10 April the film began streaming on Aha

==Reception==
===Critical response===
Balakrishna Ganeshan of The News Minute gave 3.5/5 stars and wrote, "Amid the surge of violent action films that promote misogyny and sexism, Manamey offers a delightful package of no-judgement entertainment". The Times of India gave 3/5 stars and wrote, "In conclusion, Manamey is a delightful blend of romance and comedy, with a touch of emotional drama, making it a pleasant watch. Avad Mohammad of OTTplay gave 3/5 stars and wrote,"On the whole, Manamey is a feel-good romantic family drama that has some endearing moments in both halves".
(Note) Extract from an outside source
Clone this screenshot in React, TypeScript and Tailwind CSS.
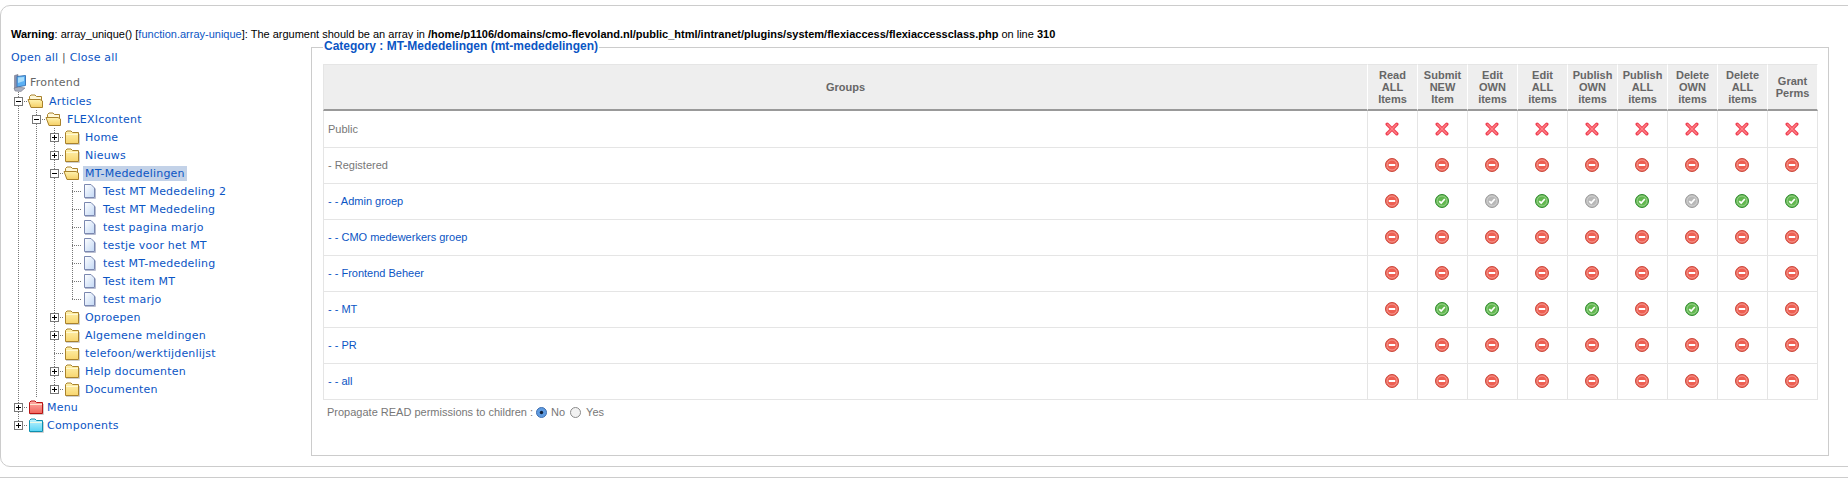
const LINK = "text-[#0b55c4]";

type Cell = "line" | "blank" | "plus" | "minus" | "join" | "corner" | "plusEnd";
type Icon = "folder" | "folderOpen" | "doc" | "red" | "cyan";

type TreeRow = {
  label: string;
  indent: Cell[];
  cell: Cell;
  icon: Icon;
  selected?: boolean;
};

const treeRows: TreeRow[] = [
  { label: "Articles", indent: [], cell: "minus", icon: "folderOpen" },
  { label: "FLEXIcontent", indent: ["line"], cell: "minus", icon: "folderOpen" },
  { label: "Home", indent: ["line", "line"], cell: "plus", icon: "folder" },
  { label: "Nieuws", indent: ["line", "line"], cell: "plus", icon: "folder" },
  { label: "MT-Mededelingen", indent: ["line", "line"], cell: "minus", icon: "folderOpen", selected: true },
  { label: "Test MT Mededeling 2", indent: ["line", "line", "line"], cell: "join", icon: "doc" },
  { label: "Test MT Mededeling", indent: ["line", "line", "line"], cell: "join", icon: "doc" },
  { label: "test pagina marjo", indent: ["line", "line", "line"], cell: "join", icon: "doc" },
  { label: "testje voor het MT", indent: ["line", "line", "line"], cell: "join", icon: "doc" },
  { label: "test MT-mededeling", indent: ["line", "line", "line"], cell: "join", icon: "doc" },
  { label: "Test item MT", indent: ["line", "line", "line"], cell: "join", icon: "doc" },
  { label: "test marjo", indent: ["line", "line", "line"], cell: "corner", icon: "doc" },
  { label: "Oproepen", indent: ["line", "line"], cell: "plus", icon: "folder" },
  { label: "Algemene meldingen", indent: ["line", "line"], cell: "plus", icon: "folder" },
  { label: "telefoon/werktijdenlijst", indent: ["line", "line"], cell: "join", icon: "folder" },
  { label: "Help documenten", indent: ["line", "line"], cell: "plus", icon: "folder" },
  { label: "Documenten", indent: ["line", "line"], cell: "plusEnd", icon: "folder" },
  { label: "Menu", indent: [], cell: "plus", icon: "red" },
  { label: "Components", indent: [], cell: "plusEnd", icon: "cyan" },
];

const columns = [
  ["Read", "ALL", "Items"],
  ["Submit", "NEW", "Item"],
  ["Edit", "OWN", "items"],
  ["Edit", "ALL", "items"],
  ["Publish", "OWN", "items"],
  ["Publish", "ALL", "items"],
  ["Delete", "OWN", "items"],
  ["Delete", "ALL", "items"],
  ["Grant", "Perms"],
];

type Perm = "x" | "r" | "g" | "n";

const groups: { name: string; link: boolean; perms: Perm[] }[] = [
  { name: "Public", link: false, perms: ["x", "x", "x", "x", "x", "x", "x", "x", "x"] },
  { name: "- Registered", link: false, perms: ["r", "r", "r", "r", "r", "r", "r", "r", "r"] },
  { name: "- - Admin groep", link: true, perms: ["r", "g", "n", "g", "n", "g", "n", "g", "g"] },
  { name: "- - CMO medewerkers groep", link: true, perms: ["r", "r", "r", "r", "r", "r", "r", "r", "r"] },
  { name: "- - Frontend Beheer", link: true, perms: ["r", "r", "r", "r", "r", "r", "r", "r", "r"] },
  { name: "- - MT", link: true, perms: ["r", "g", "g", "r", "g", "r", "g", "r", "r"] },
  { name: "- - PR", link: true, perms: ["r", "r", "r", "r", "r", "r", "r", "r", "r"] },
  { name: "- - all", link: true, perms: ["r", "r", "r", "r", "r", "r", "r", "r", "r"] },
];

function TreeCell({ type }: { type: Cell }) {
  const dots = "#777";
  const hasBox = type === "plus" || type === "minus" || type === "plusEnd";
  const goesDown = type !== "corner" && type !== "plusEnd" && type !== "blank";
  return (
    <svg width="18" height="18" viewBox="0 0 18 18" className="shrink-0">
      {type !== "blank" && (
        <path d={`M9.5 0V${goesDown ? 18 : 9}`} stroke={dots} strokeWidth="1" strokeDasharray="1 1" />
      )}
      {type !== "line" && type !== "blank" && (
        <path d="M9 9.5H18" stroke={dots} strokeWidth="1" strokeDasharray="1 1" />
      )}
      {hasBox && (
        <>
          <rect x="5.5" y="5.5" width="8" height="8" fill="#fff" stroke="#777" />
          <path d="M7 9.5H12" stroke="#000" />
          {type !== "minus" && <path d="M9.5 7V12" stroke="#000" />}
        </>
      )}
    </svg>
  );
}

function TreeIcon({ icon }: { icon: Icon }) {
  if (icon === "doc") {
    return (
      <svg width="18" height="18" viewBox="0 0 18 18" className="shrink-0">
        <defs>
          <linearGradient id="docFill" x1="0" y1="0" x2="1" y2="1">
            <stop offset="0" stopColor="#ffffff" />
            <stop offset="1" stopColor="#c3d8f5" />
          </linearGradient>
        </defs>
        <path d="M3.5 2.5H10L13.5 6V15.5H3.5Z" fill="url(#docFill)" stroke="#7b88b0" />
        <path d="M4 16.5H14.5V6.5" fill="none" stroke="#b8bdd0" />
      </svg>
    );
  }
  const palette = {
    folder: ["#fff3b0", "#f8d56e", "#a9822c"],
    folderOpen: ["#fff3b0", "#f5cf65", "#a9822c"],
    red: ["#ffb0a8", "#f0645c", "#b81414"],
    cyan: ["#c4f4ff", "#58d4f4", "#0e8fae"],
  }[icon];
  const gradient = `tree-${icon}`;
  return (
    <svg width="18" height="18" viewBox="0 0 18 18" className="shrink-0">
      <defs>
        <linearGradient id={gradient} x1="0" y1="0" x2="0" y2="1">
          <stop offset="0" stopColor={palette[0]} />
          <stop offset="1" stopColor={palette[1]} />
        </linearGradient>
      </defs>
      {icon === "folderOpen" ? (
        <>
          <path d="M2.5 6V4.5L4 3H8L9.5 4.5H14.5V14.5H4Z" fill="#fff8d8" stroke={palette[2]} />
          <path d="M1 7.5H13L15.5 9V15.5H4Z" fill={`url(#${gradient})`} stroke={palette[2]} />
        </>
      ) : (
        <>
          <path d="M2.5 15.5V4.5L4 3H8L9.5 4.5H15.5V15.5Z" fill={`url(#${gradient})`} stroke={palette[2]} />
          <path d="M3 6.5H15" stroke="#fffbe0" strokeOpacity="0.8" />
          <path d="M3 16.5H16.5V6" fill="none" stroke="#cfcfcf" />
        </>
      )}
    </svg>
  );
}

function FrontendIcon() {
  return (
    <svg width="18" height="18" viewBox="0 0 18 18" className="shrink-0">
      <path d="M5.5 1.5L9 0.5V13L5.5 15Z" fill="#8b93b0" stroke="#667" strokeWidth="0.5" />
      <path d="M8 2.5L16.5 1.5V11.5L8 13Z" fill="#5ab0f5" stroke="#3f79b8" />
      <path d="M9 3.5L15 3V7L9 9Z" fill="#a9defc" />
      <path d="M5 14L10 13L16 14L12 17.5L6 17Z" fill="#aab0c0" stroke="#667" strokeWidth="0.5" />
    </svg>
  );
}

function PermIcon({ type }: { type: Perm }) {
  if (type === "x") {
    return (
      <svg width="14" height="14" viewBox="0 0 14 14" className="block">
        <path d="M2.2 2.2L11.8 11.8M11.8 2.2L2.2 11.8" stroke="#ef3f52" strokeWidth="3.4" strokeLinecap="round" />
        <path d="M2.6 2.6L11.4 11.4M11.4 2.6L2.6 11.4" stroke="#ff7f84" strokeWidth="1.4" strokeLinecap="round" />
      </svg>
    );
  }
  const colors = {
    r: ["#c9483c", "#ee5f52"],
    g: ["#2f8a2f", "#62b84f"],
    n: ["#9a9a9a", "#b8b8b8"],
  }[type];
  return (
    <svg width="14" height="14" viewBox="0 0 14 14" className="block">
      <circle cx="7" cy="7" r="6.5" fill={colors[1]} stroke={colors[0]} />
      <circle cx="7" cy="7" r="5" fill="none" stroke="#fff" strokeOpacity="0.35" />
      {type === "r" ? (
        <rect x="3.8" y="6" width="6.4" height="2" fill="#fff" />
      ) : (
        <path d="M4.3 7.2L6.2 9.1L9.8 5" fill="none" stroke="#fff" strokeWidth="1.7" />
      )}
    </svg>
  );
}

function Radio({ checked }: { checked?: boolean }) {
  return (
    <svg width="11" height="11" viewBox="0 0 11 11" className="shrink-0">
      <circle cx="5.5" cy="5.5" r="5" fill={checked ? "#5f9be0" : "#f2f2f2"} stroke={checked ? "#3f6fb0" : "#8a8a8a"} />
      {checked && <circle cx="5.5" cy="5.5" r="1.7" fill="#10203a" />}
    </svg>
  );
}

export default function App() {
  return (
    <div className="h-[479px] overflow-hidden bg-white pt-[5px] font-['Liberation_Sans',Arial,sans-serif] text-[11px]">
      <div className="-mr-[20px] h-[462px] rounded-[10px] border border-[#cccccc] pt-[21px]">
        <div className="ml-[10px] h-[14px] leading-[14px] whitespace-nowrap text-[#000]">
          <b>Warning</b>: array_unique() [<span className={LINK}>function.array-unique</span>]: The argument should be an
          array in <b>/home/p1106/domains/cmo-flevoland.nl/public_html/intranet/plugins/system/flexiaccess/flexiaccessclass.php</b> on
          line <b>310</b>
        </div>

        <div className="flex">
          <div className="w-[310px] shrink-0 pl-[10px] pt-[8px] font-['DejaVu_Sans',Verdana,sans-serif] text-[11px]">
            <div className={`h-[18px] leading-[18px] tracking-[0.2px] ${LINK}`}>
              Open all <span className="text-[#555]">|</span> Close all
            </div>
            <div className="mt-[7px] -ml-[2px]">
              <div className="flex h-[18px] items-center text-[#666]">
                <FrontendIcon />
                <span className="ml-[3px] tracking-[0.2px]">Frontend</span>
              </div>
              {treeRows.map((row) => (
                <div key={row.label} className="flex h-[18px] items-center whitespace-nowrap">
                  {row.indent.map((c, i) => (
                    <TreeCell key={i} type={c} />
                  ))}
                  <TreeCell type={row.cell} />
                  <TreeIcon icon={row.icon} />
                  <span
                    className={`px-[2px] leading-[15px] tracking-[0.2px] ${LINK} ${row.indent.length === 0 && row.cell !== "minus" ? "" : "ml-[2px]"} ${row.selected ? "bg-[#c3d2e8]" : ""}`}
                  >
                    {row.label}
                  </span>
                </div>
              ))}
            </div>
          </div>

          <div className="relative mt-[6px] h-[409px] w-[1518px] shrink-0 border border-[#cccccc] pt-[16px] pl-[11px]">
            <div className="absolute -top-[9px] left-[11px] bg-white px-[1px] text-[12px] leading-[15px] font-bold whitespace-nowrap text-[#0b55c4]">
              Category : MT-Mededelingen (mt-mededelingen)
            </div>
            <table className="w-[1495px] table-fixed border-separate border-spacing-0 text-[11px] text-[#666]">
              <thead>
                <tr>
                  <th className="h-[47px] border-t border-r border-l border-b-2 border-t-[#e5e5e5] border-r-white border-l-[#e5e5e5] border-b-[#999] bg-[#eeeeee] font-bold">
                    Groups
                  </th>
                  {columns.map((lines, i) => (
                    <th
                      key={i}
                      className="w-[50px] border-t border-r border-b-2 border-t-[#e5e5e5] border-r-white border-b-[#999] bg-[#eeeeee] leading-[12px] font-bold"
                    >
                      {lines.map((l) => (
                        <div key={l}>{l}</div>
                      ))}
                    </th>
                  ))}
                </tr>
              </thead>
              <tbody>
                {groups.map((g, rowIdx) => (
                  <tr key={g.name} className={rowIdx === 0 ? "h-[37px]" : "h-[36px]"}>
                    <td
                      className={`border-r border-b border-l border-[#e5e5e5] pl-[4px] ${rowIdx === 0 ? "" : "pb-[1px]"} ${g.link ? LINK : "text-[#777]"}`}
                    >
                      {g.name}
                    </td>
                    {g.perms.map((p, i) => (
                      <td key={i} className={`border-r border-b border-[#e5e5e5] pr-[1px] ${rowIdx === 0 ? "" : "pb-[1px]"}`}>
                        <div className="flex justify-center">
                          <PermIcon type={p} />
                        </div>
                      </td>
                    ))}
                  </tr>
                ))}
              </tbody>
            </table>
            <div className="mt-[5px] ml-[4px] flex items-center text-[11px] leading-[14px] text-[#777]">
              <span>Propagate READ permissions to children :</span>
              <span className="ml-[3px]">
                <Radio checked />
              </span>
              <span className="ml-[4px]">No</span>
              <span className="ml-[5px]">
                <Radio />
              </span>
              <span className="ml-[5px]">Yes</span>
            </div>
          </div>
        </div>
      </div>
      <div className="mt-[10px] border-t border-[#cccccc]" />
    </div>
  );
}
Sangeetha Devi Dundoo of The Hindu wrote, "Hesham Abdul Wahab’s music is the lifeline of Manamey but on several occasions, the background score preempts every move and amplifies emotions without a pause. Occasional moments of silence wouldn’t have hurt. In any case, his melodies cannot make up for the lacklustre writing". Priyanka Sundar of Firstpost gave 2.5/5 stars and wrote, "It also left me wondering, why are we so reticent to explore the emotional aspect of plotlines such as this. Why do we only choose melodrama without emotional context?"

=== Box office ===
In the first three days, the film has collected a total gross of ₹8 crore in the home market (Andhra Pradesh and Telangana states of India). After ten days of the release, the total worldwide gross of the film is ₹17.80 crore.